Opinion
October 28, 1996.
Appeal by the defendant from a judgment of the Supreme Court, Queens County (Buchter, J.), rendered April 13, 1995, convicting him of robbery in the first degree, upon a jury verdict, and imposing sentence.
Before: Thompson, J.P., Pizzuto, Goldstein and Luciano, JJ.
Ordered that the judgment is reversed, on the law, and a new trial is ordered.
Where the People fail to exercise due care in preserving Rosario material and the defendant is prejudiced thereby, the trial court must impose an appropriate sanction and its failure to do so requires reversal ( see, People v Joseph, 86 NY2d 565). In this case, the trial court erred in refusing to impose any sanction and a new trial is required in light of this prejudicial error.
The complainant had made a telephone call to the 911 emergency number. Although the People were served with the defendant's omnibus motion requesting, among other things, disclosure of the tape recording of that call approximately 40 days after the creation of the recording, the People did not subpoena the tape for at least another 50 days. By that time they had good reason to believe that the tape had been destroyed pursuant to police procedure. This delay on the part of the People reflects a failure to exercise due care.

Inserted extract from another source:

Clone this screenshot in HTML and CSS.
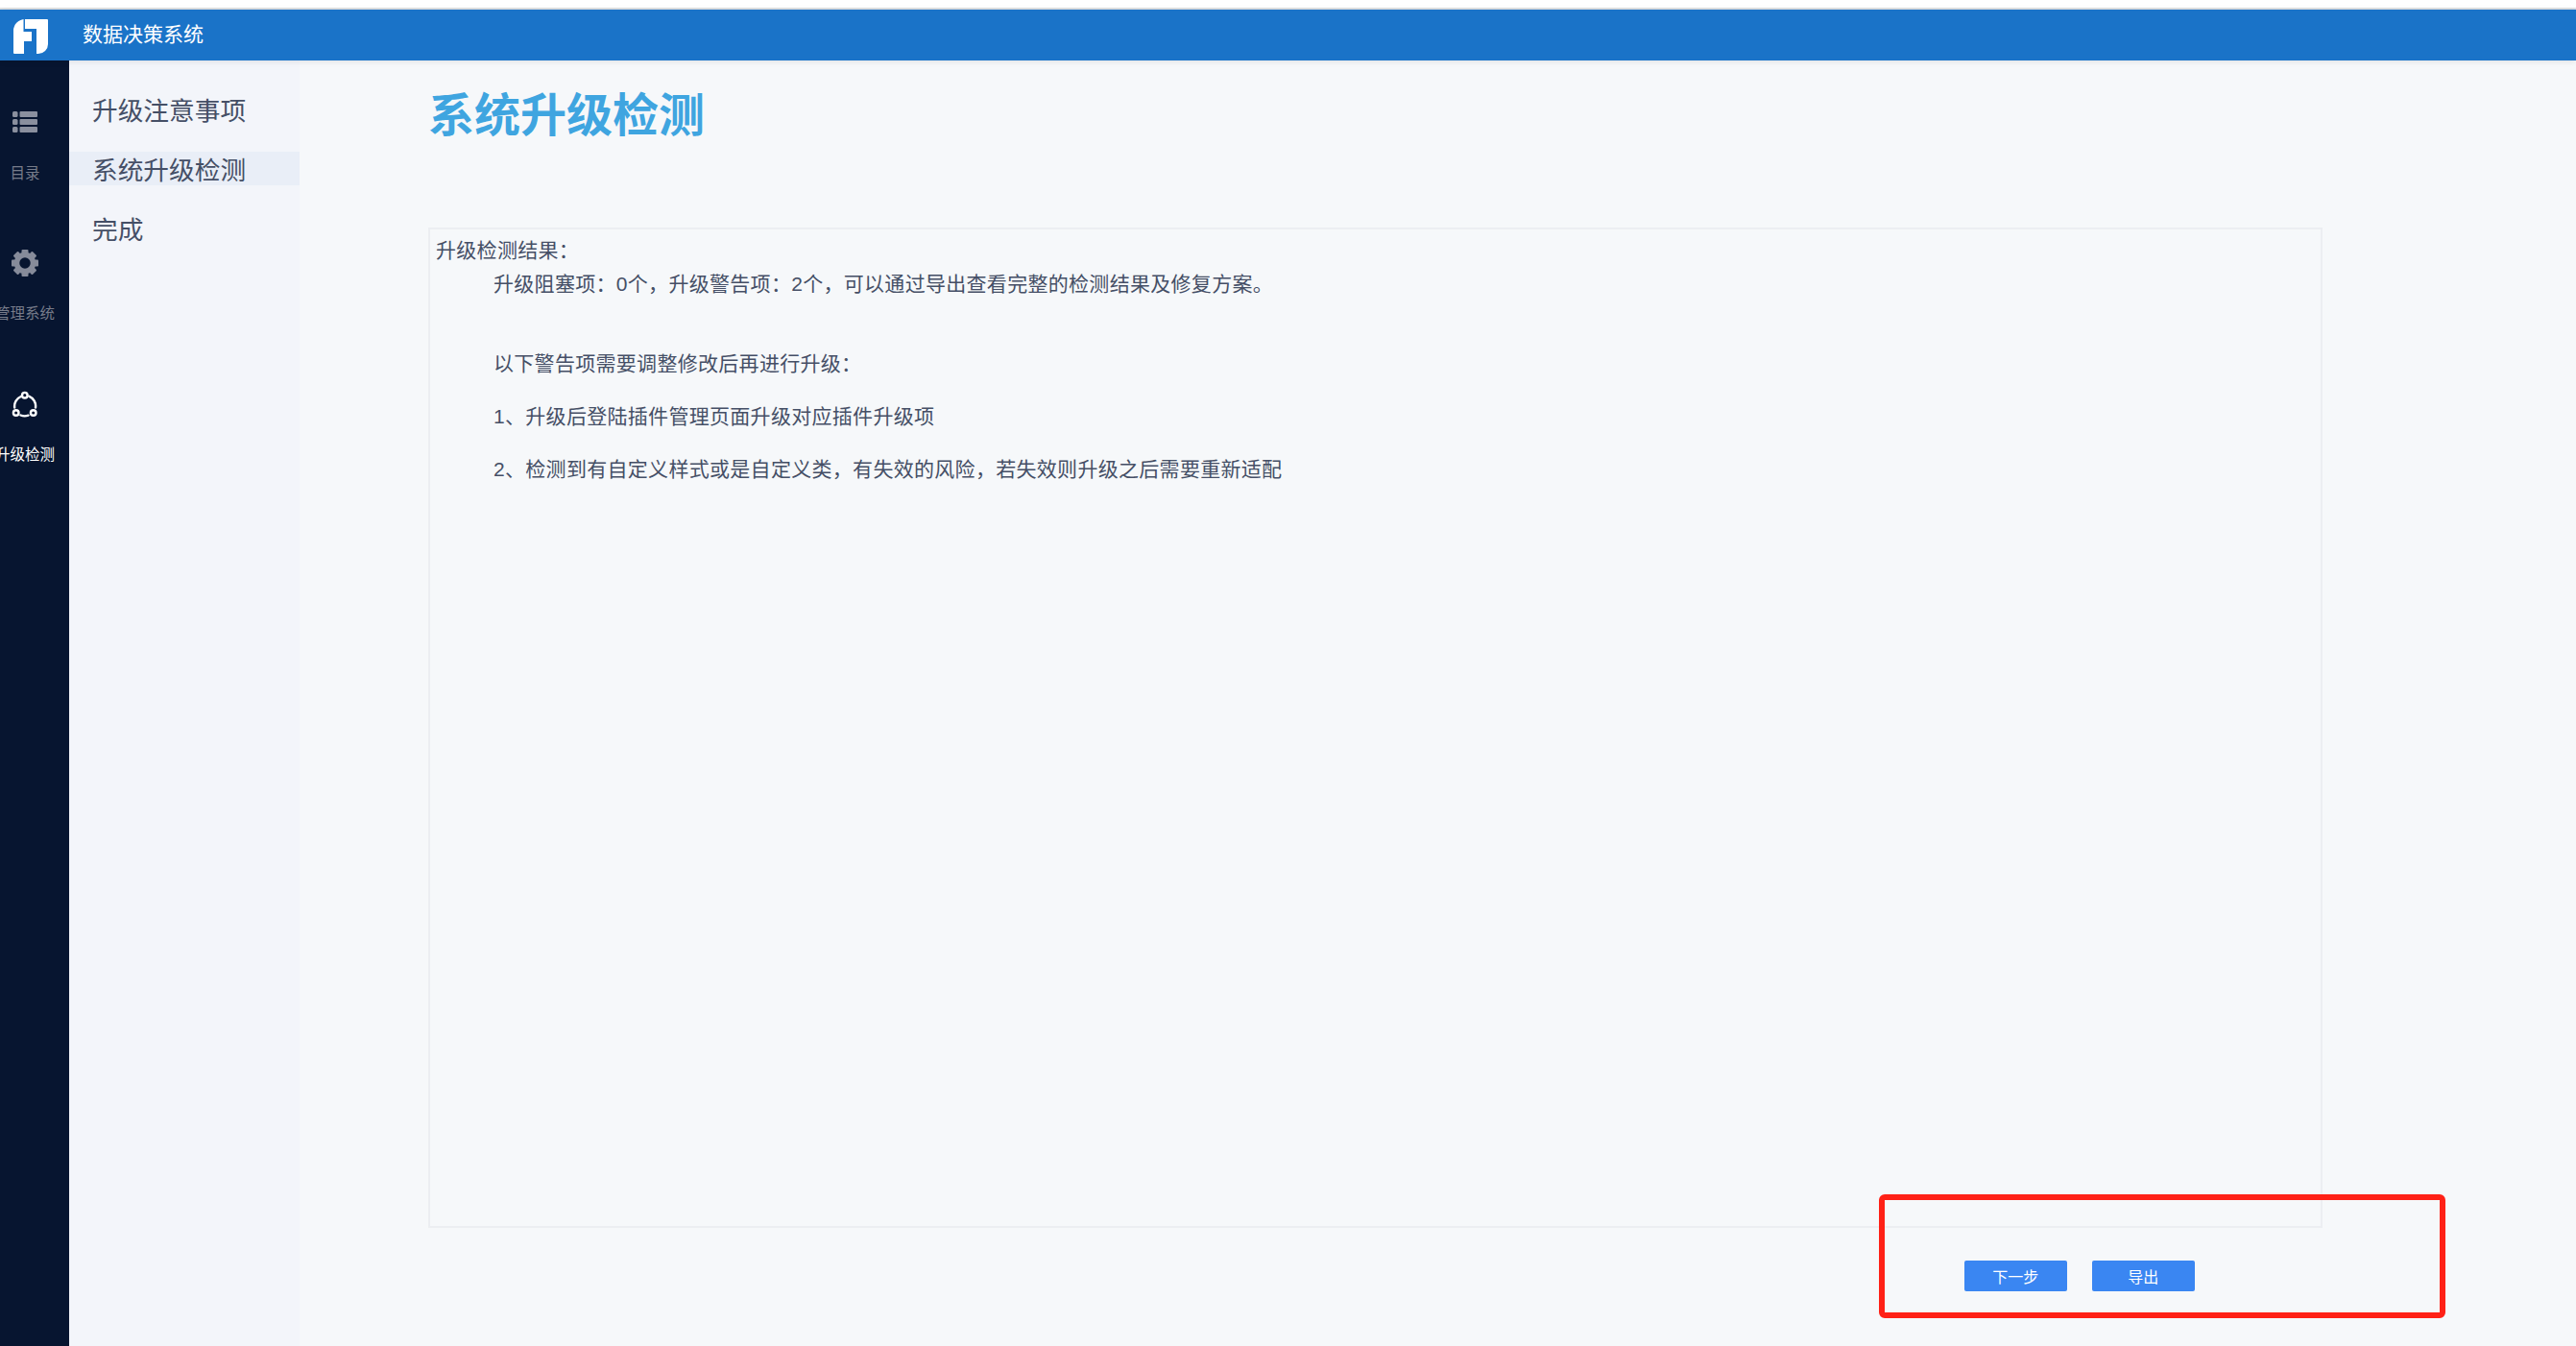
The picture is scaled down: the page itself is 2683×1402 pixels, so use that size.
FILE: index.html
```html
<!DOCTYPE html>
<html lang="zh-CN">
<head>
<meta charset="utf-8">
<title>数据决策系统</title>
<link rel="stylesheet" href="styles.css">
</head>
<body>
<div class="top-strip"></div>
<header class="header">
  <svg class="logo" viewBox="0 0 36 36" width="36" height="36"><path fill="#fff" fill-rule="evenodd" d="M12 0H35a1 1 0 0 1 1 1V26a10 10 0 0 1-10 10H1a1 1 0 0 1-1-1V12A12 12 0 0 1 12 0ZM10.500 0V13H19V23H11V36H24V10H12V0Z"/></svg>
  <span class="brand">数据决策系统</span>
</header>
<div class="body">
  <nav class="nav">
    <div class="nav-item">
      <svg class="nav-icon" viewBox="0 0 26 22" width="26" height="22"><g fill="#8a8f9e"><rect x="0" y="0" width="5.500" height="6" rx="1.500"/><rect x="7.500" y="0" width="18.500" height="6" rx="1"/><rect x="0" y="8" width="5.500" height="6" rx="1.500"/><rect x="7.500" y="8" width="18.500" height="6" rx="1"/><rect x="0" y="16" width="5.500" height="6" rx="1.500"/><rect x="7.500" y="16" width="18.500" height="6" rx="1"/></g></svg>
      <span class="nav-label nav-label-first">目录</span>
    </div>
    <div class="nav-item">
      <svg class="nav-icon" viewBox="0 0 28 28" width="28" height="28"><g fill="#868b9a"><rect x="10.500" y="0" width="7" height="5" rx="1"/><rect x="10.500" y="0" width="7" height="5" rx="1" transform="rotate(45 14 14)"/><rect x="10.500" y="0" width="7" height="5" rx="1" transform="rotate(90 14 14)"/><rect x="10.500" y="0" width="7" height="5" rx="1" transform="rotate(135 14 14)"/><rect x="10.500" y="0" width="7" height="5" rx="1" transform="rotate(180 14 14)"/><rect x="10.500" y="0" width="7" height="5" rx="1" transform="rotate(225 14 14)"/><rect x="10.500" y="0" width="7" height="5" rx="1" transform="rotate(270 14 14)"/><rect x="10.500" y="0" width="7" height="5" rx="1" transform="rotate(315 14 14)"/></g><circle cx="14" cy="14" r="8.500" fill="none" stroke="#868b9a" stroke-width="5.500"/></svg>
      <span class="nav-label">管理系统</span>
    </div>
    <div class="nav-item nav-active">
      <svg class="nav-icon" viewBox="0 0 28 28" width="28" height="28"><g fill="none" stroke="#fff" stroke-width="2.400"><circle cx="13.800" cy="4.700" r="2.800"/><circle cx="4.700" cy="23" r="2.800"/><circle cx="22.700" cy="23" r="2.800"/><path stroke-linecap="round" d="M9.800 6A11 11 0 0 0 3.200 17.500M18.500 5.800A11 11 0 0 1 25 17.500M9.500 25.500A11 11 0 0 0 17.500 25.700"/></g></svg>
      <span class="nav-label">升级检测</span>
    </div>
  </nav>
  <aside class="menu">
    <div class="menu-item">升级注意事项</div>
    <div class="menu-item menu-current">系统升级检测</div>
    <div class="menu-item">完成</div>
  </aside>
  <main class="main">
    <h1 class="title">系统升级检测</h1>
    <section class="panel">
      <p class="lead">升级检测结果&#xFF1A;</p>
      <p class="line summary">升级阻塞项&#xFF1A;0个&#xFF0C;升级警告项&#xFF1A;2个&#xFF0C;可以通过导出查看完整的检测结果及修复方案。</p>
      <p class="line warn-head">以下警告项需要调整修改后再进行升级&#xFF1A;</p>
      <p class="line item">1、升级后登陆插件管理页面升级对应插件升级项</p>
      <p class="line item">2、检测到有自定义样式或是自定义类&#xFF0C;有失效的风险&#xFF0C;若失效则升级之后需要重新适配</p>
    </section>
    <div class="actions">
      <button class="btn" type="button">下一步</button>
      <button class="btn" type="button">导出</button>
    </div>
  </main>
</div>
<div class="annotation"></div>
</body>
</html>
```
FILE: styles.css
```css
* { box-sizing: border-box; }
html, body { margin: 0; height: 100%; }
body {
  width: 2683px;
  height: 1402px;
  overflow: hidden;
  position: relative;
  display: flex;
  flex-direction: column;
  background: #f6f8fa;
  font-family: "Liberation Sans", "Noto Sans CJK SC", sans-serif;
  color: #454f66;
}
.top-strip {
  height: 10px;
  background: #fff;
  border-bottom: 2px solid #dfe1e3;
  flex: none;
}
.header {
  height: 53px;
  flex: none;
  display: flex;
  align-items: center;
  background: #1a73c8;
  padding-left: 14px;
  position: relative;
  box-shadow: 0 1px 6px rgba(0, 0, 0, .1);
}
.logo { flex: none; margin-top: 3px; }
.brand {
  margin-left: 36px;
  margin-bottom: 6px;
  color: #fff;
  font-size: 21px;
}
.body { flex: 1; display: flex; min-height: 0; }
.nav {
  width: 72px;
  flex: none;
  background: #071530;
  display: flex;
  flex-direction: column;
  overflow: hidden;
  padding-top: 50px;
}
.nav-item {
  height: 147px;
  display: flex;
  flex-direction: column;
  align-items: center;
  width: 52px;
  color: #777c8a;
}
.nav-icon { flex: none; height: 28px; }
.nav-label {
  margin-top: 28px;
  font-size: 15.500px;
  line-height: 22px;
  white-space: nowrap;
}
.nav-label-first { margin-top: 29px; }
.nav-active { color: #fff; }
.menu {
  width: 240px;
  flex: none;
  background: #f3f5fa;
  padding-top: 33px;
}
.menu-item {
  height: 35px;
  margin-bottom: 27px;
  padding-left: 24px;
  font-size: 26.700px;
  line-height: 41px;
  white-space: nowrap;
}
.menu-current { background: #e9eef7; }
.main {
  flex: 1;
  min-width: 0;
  padding: 23px 0 0 134px;
}
.title {
  margin: 0;
  height: 70px;
  color: #3fa5e0;
  font-size: 48px;
  font-weight: 700;
  line-height: 70px;
}
.panel {
  margin-top: 81px;
  width: 1973px;
  height: 1042px;
  border: 2px solid #eceef2;
  padding: 7px 6px;
  font-size: 21px;
  line-height: 30px;
  letter-spacing: .3px;
}
.panel p { margin: 0; white-space: nowrap; }
.panel .line { padding-left: 60px; }
.panel .summary { margin-top: 5px; }
.panel .warn-head { margin-top: 53px; }
.panel .item { margin-top: 25px; }
.actions {
  display: flex;
  gap: 26.500px;
  margin-top: 34px;
  padding-left: 1600px;
}
.btn {
  width: 106.500px;
  height: 32px;
  padding: 0;
  border: 0;
  border-radius: 2px;
  background: #3a86f2;
  color: #fff;
  font: 16px "Liberation Sans", "Noto Sans CJK SC", sans-serif;
}
.annotation {
  position: absolute;
  left: 1957px;
  top: 1244px;
  width: 590px;
  height: 129px;
  border: 6px solid #ff2116;
  border-radius: 6px;
}
```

Moreover, a defendant is by definition prejudiced where, as in this case, identification is an issue and the destroyed Rosario material contains a witness's description of the perpetrator ( see, e.g., People v Anderson, 222 AD2d 442).
Finally, under this circumstance where the 911 tape was destroyed and was thus no longer available for judicial inspection, it cannot be deemed the "duplicative equivalent" of the so-called "Sprint report" which was disclosed to the defendant ( see, People v Joseph, supra, at 569).